Vijay Prashad nous emmène en fin de récit dans le Singapour des années 90, pour comprendre le développement impressionnant de la ville-Etat. Mais justement, il s’agit d’une ville-Etat, à même de s’insérer facilement dans le système mondial, tout comme Hong-Kong. Le développement des autres « tigres » d’Asie, Corée du Sud et Taiwan, concerne des territoires plus importants, des sociétés plus nombreuses, mais qui n’ont pas subi le colonialisme et qui ont pu disposer d’avantages géostratégiques importants. Et les autres success-stories économiques de la fin du XXe siècle apparaissent à l’auteur comme le fait de turbo-élites bénéficiaires des privatisations et des ajustements structurels, liées par un attachement cosmopolite extranational qui sied davantage au calcul bourgeois des intérêts économiques à l’échelle mondiale qu’au développement des nations obscures et qui peuvent bien se retrouver entre deux avions du coté de Dubaï.

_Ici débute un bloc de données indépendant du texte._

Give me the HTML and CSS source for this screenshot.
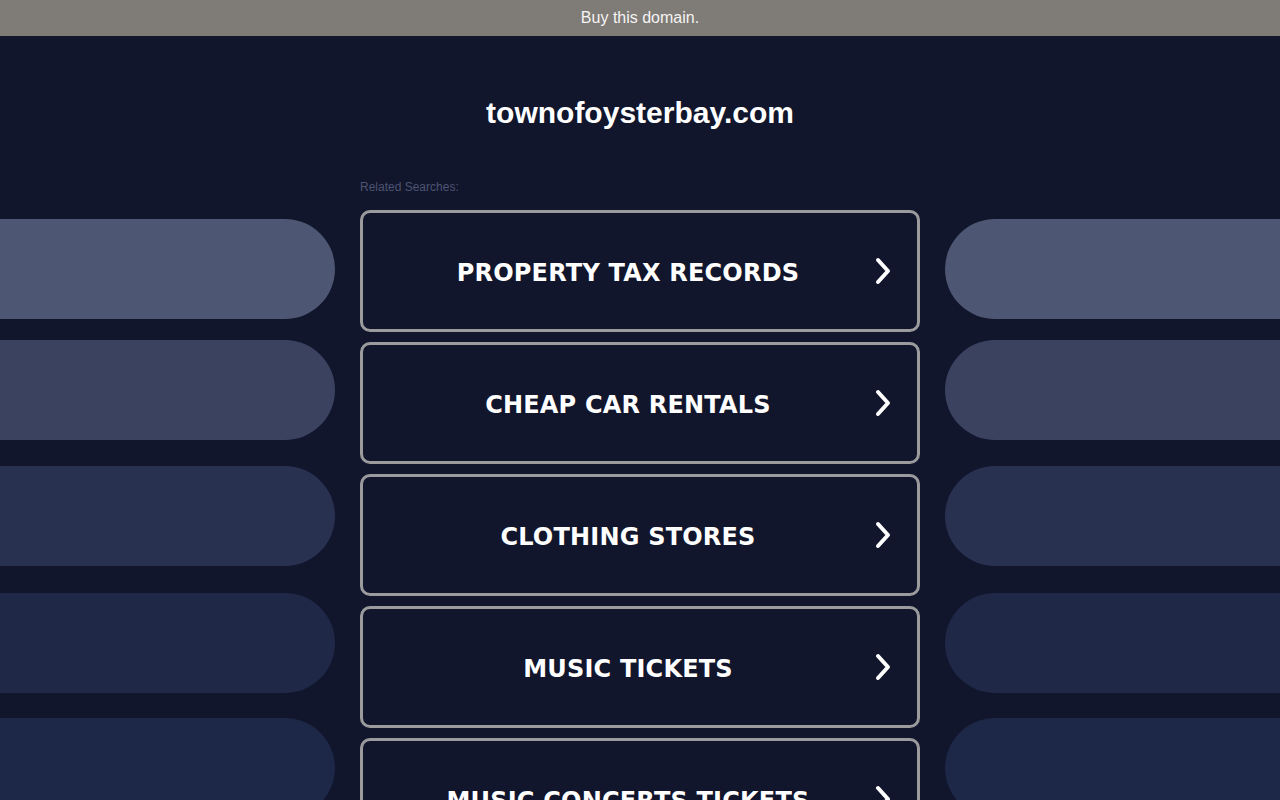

Pendant ce temps là les masses souffrent est sont empoisonnées par un nationalisme culturel qui les divise et les aliène, tout en ouvrant les vannes de la globalisation menée par le FMI, comme le nationalisme hindouiste du Baharatiya Janata (BJP) en Inde, ou plus encore l’islamisme initié et développé par Fayçal d’Arabie saoudite, contre les nationalismes et les socialismes du Tiers-monde, avec pour instruments la Ligue islamique mondiale, non gouvernementale, crée en 1962 et l’Organisation de la conférence islamique, intergouvernementale, en 1969 et pour agents de diffusion la confrérie des Frères Musulmans (en fait l’histoire de la relation entre les Frères et les Saoudiens est bien plus complexe). Si La Mecque est la dernière étape du livre, c’est parce que, pour l’auteur, cette opération saoudienne lui parait l’archétype du modèle ou l’ajustement structurel et l’abandon du projet de transformation sociale dans les nouveaux Etats ont encouragé ces classes dominantes à évincer le nationalisme du Tiers-monde pour lui substituer un nationalisme culturel (ethno-religieux).

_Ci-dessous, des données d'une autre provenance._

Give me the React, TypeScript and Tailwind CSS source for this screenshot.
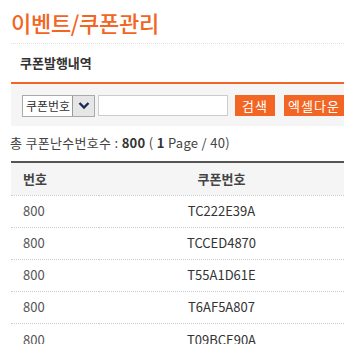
import React from "react"

const codes = ["TC222E39A", "TCCED4870", "T55A1D61E", "T6AF5A807", "T09BCE90A"]

export default function App() {
  return (
    <div
      className="w-[344px] h-[344px] overflow-hidden bg-white text-[#333]"
      style={{ fontFamily: '"Noto Sans CJK KR", "Noto Sans", sans-serif' }}
    >
      <div className="pl-[11px]">
        <h1 className="pt-[7px] h-[43px] text-[22px] leading-[30px] font-medium text-[#f26522] tracking-[-0.3px]">
          이벤트/쿠폰관리
        </h1>
        <div className="border-t border-dotted border-[#e2e2e2]" />
        <h2 className="h-[38px] pl-[9px] pt-[9px] text-[13px] leading-[20px] font-bold text-[#333]">
          쿠폰발행내역
        </h2>
        <div className="border-t-2 border-[#f26522]" />
        <div className="flex items-center h-[42px] bg-[#f5f5f5] pl-[11px] pt-[1px] gap-[3px] whitespace-nowrap">
          <div className="flex h-[22px] border border-[#aaa] bg-white">
            <span className="pl-[3px] pr-[2px] text-[12px] leading-[20px] text-[#333]">쿠폰번호</span>
            <span className="flex items-center justify-center w-[22px] bg-[#e6e6e6] border-l border-[#999]">
              <svg width="12" height="9" viewBox="0 0 12 9">
                <path d="M1.5 2 L6 6.5 L10.5 2" fill="none" stroke="#1a2b5a" strokeWidth="2.4" />
              </svg>
            </span>
          </div>
          <div className="w-[130px] h-[21px] border border-[#ccc] bg-white" />
          <button className="ml-[4px] w-[40px] h-[21px] bg-[#f26522] text-white text-[13px] leading-[21px] tracking-[1px]">
            검색
          </button>
          <button className="ml-[6px] w-[60px] h-[21px] bg-[#f26522] text-white text-[13px] leading-[21px] tracking-[1px]">
            엑셀다운
          </button>
        </div>
        <div className="h-[35px] pt-[8px] text-[13px] leading-[18px] text-[#444] -ml-[1px] tracking-[0.3px]">
          총 쿠폰난수번호수 : <b className="font-bold text-[#333]">800</b> ( <b className="font-bold text-[#333]">1</b> Page / 40)
        </div>
        <div className="border-t-2 border-[#555]" />
        <table className="w-full border-collapse text-[13px]">
          <thead>
            <tr className="h-[32px] bg-[#f5f5f5]">
              <th className="w-[88px] pl-[12px] text-left font-bold text-[#444]">번호</th>
              <th className="text-center font-bold text-[#444]">쿠폰번호</th>
            </tr>
          </thead>
          <tbody>
            {codes.map((c) => (
              <tr key={c} className="h-[32px] border-t border-dotted border-[#ccc]">
                <td className="pl-[12px] text-[#555]">800</td>
                <td className="text-center text-[#333]">{c}</td>
              </tr>
            ))}
          </tbody>
        </table>
      </div>
    </div>
  )
}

Pour Vijay Prashad il semble que rien n’est venu remplacer le projet du tiers-monde, et le néo-libéralisme mondialisé est imposé aux peuples les idéologies racialistes et religieuses qui servent de ciment social dans les sociétés dévastées et qui sont la cause et la conséquence de l’effondrement du Tiers-monde. Elles entravent les luttes pour l’égalité, même si ils existe dans le monde entier des mouvements qui se battent pour le droit à la terre, le droit à l’eau, la dignité culturelle et économique, le droits des femmes et le droit des autochtones la création d’institutions démocratiques et d’Etats bienveillants. Mais d’où sortent donc ces mouvements ?

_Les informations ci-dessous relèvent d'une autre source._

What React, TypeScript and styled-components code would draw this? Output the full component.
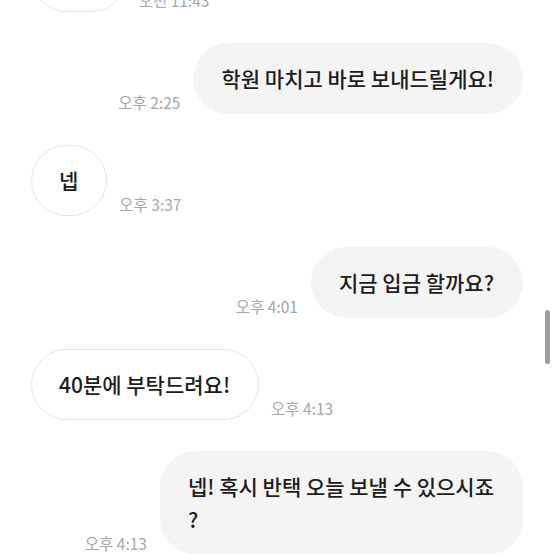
import React from "react";
import styled, { createGlobalStyle } from "styled-components";

const Global = createGlobalStyle`
  html, body { margin: 0; padding: 0; background: #ffffff; }
  body { font-family: "Noto Sans CJK KR", "Noto Sans", sans-serif; }
`;

const Screen = styled.div`
  position: relative;
  width: 554px;
  height: 554px;
  overflow: hidden;
  background: #ffffff;
`;

const List = styled.div`
  display: flex;
  flex-direction: column;
  gap: 31px;
  margin-top: -59px;
  padding: 0 31px;
`;

const Row = styled.div<{ $mine?: boolean }>`
  display: flex;
  align-items: flex-end;
  justify-content: ${(p) => (p.$mine ? "flex-end" : "flex-start")};
  gap: ${(p) => (p.$mine ? "13px" : "12px")};
`;

const Bubble = styled.div<{ $mine?: boolean }>`
  box-sizing: border-box;
  max-width: 380px;
  min-height: 71px;
  min-width: 72px;
  padding: 18px 28px 18px 27px;
  border-radius: 36px;
  font-size: 21px;
  font-weight: 500;
  line-height: 33px;
  color: #1c1c1c;
  text-align: ${(p) => (p.$mine ? "left" : "center")};
  background: ${(p) => (p.$mine ? "#f4f4f4" : "#ffffff")};
  border: 1px solid ${(p) => (p.$mine ? "#f4f4f4" : "#e6e6e6")};
`;

const Time = styled.span`
  font-size: 15.5px;
  line-height: 18px;
  color: #a6a6a6;
  white-space: nowrap;
  margin-bottom: 3px;
`;

const ScrollThumb = styled.div`
  position: absolute;
  right: 4px;
  top: 310px;
  width: 5px;
  height: 54px;
  border-radius: 3px;
  background: #9e9e9e;
`;

type Msg = { mine: boolean; text: React.ReactNode; time: string };

const messages: Msg[] = [
  { mine: false, text: "네네", time: "오전 11:43" },
  { mine: true, text: "학원 마치고 바로 보내드릴게요!", time: "오후 2:25" },
  { mine: false, text: "넵", time: "오후 3:37" },
  { mine: true, text: "지금 입금 할까요?", time: "오후 4:01" },
  { mine: false, text: "40분에 부탁드려요!", time: "오후 4:13" },
  {
    mine: true,
    text: (
      <>
        넵! 혹시 반택 오늘 보낼 수 있으시죠
        <br />?
      </>
    ),
    time: "오후 4:13",
  },
];

export default function App() {
  return (
    <>
      <Global />
      <Screen>
        <List>
          {messages.map((m, i) =>
            m.mine ? (
              <Row key={i} $mine>
                <Time>{m.time}</Time>
                <Bubble $mine>{m.text}</Bubble>
              </Row>
            ) : (
              <Row key={i}>
                <Bubble>{m.text}</Bubble>
                <Time>{m.time}</Time>
              </Row>
            )
          )}
        </List>
        <ScrollThumb />
      </Screen>
    </>
  );
}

Ce récit passionnant de la saga du Tiers-monde semble se terminer à la fin de son troisième mouvement, après la quête des années 50-60, les écueils des années 70, dans l’échec des années 80 ? L’histoire s’arrêterait-elle là et faudrait-il revenir au projet initial régénéré pour réenclencher la lutte pour l’égalité mondiale ? L’auteur, à l’instar de bon nombre de militant de gauche de par le monde, semble difficilement admettre que la fin du socialisme « réellement existant » de l’URSS et de la Chine (qui ne sont qu’évoqués fantomatiquement à la fin l’ouvrage), et l’échec des indépendances comme facteur de transformation mondiale. Ce qui, pour lui, a signifié la reprise de contrôle du monde par l’impérialisme occidental. Cette conclusion en forme de cul de sac affaibli les Nations Obscures qui semblent promises aux ténèbres si ne se développe un jour un nouveau Bandung
C’est là une vision bien réductrice de l’état du monde du début du XXIe siècle. Le développement (capitaliste, mais développement) de la Chine, de l’Inde, de l’Asie du Sud-est, du Brésil, etc. n’est pas réductible au modèle singapourien. Les nouveaux mouvements culturels et religieux ne sont pas de simples variantes postmodernes de l’opium du peuple distillé par les stratèges de la CIA et leurs alliés, et d’ailleurs Vijay Prashad évite de s’appesantir sur le cas de l’Iran. Les questions que posait à l’humanité le projet du Tiers-monde sont toujours à l’ordre du jour de la scène politique mondiale. Avec le développement des nouvelles gauches, surtout – mais pas seulement – en Amérique Latine, des nouveaux mouvements écologistes – qui sont loin de se limiter à l’ancien premier monde -, des nouvelles expressions sociales et culturelles, de l’altermondialiste sous ses diverses formes, se développent des mouvements considérables qui s’inscrivent explicitement dans la continuité politique du projet magnifique d’égalité des humains.
Bernard Dreano
Président du centre d’études et d’initiatives de solidarité internationale (CEDETIM)
Notes :
(1) Frantz Fanon, Les damnés de la terre, Maspero, Paris,1961
(2) Dans son article de France Observateur « Trois mondes, une planète » en aout 1952
(3) Cf le livre du Cedetim Le non alignement, ed. La Découverte, Paris 1985
Vijay PRASHAD, « Les nations obscures, une histoire populaire du Tiers-monde », traduit de l’anglais par Marianne Champagne, Ecosociété, Montréal, 2009.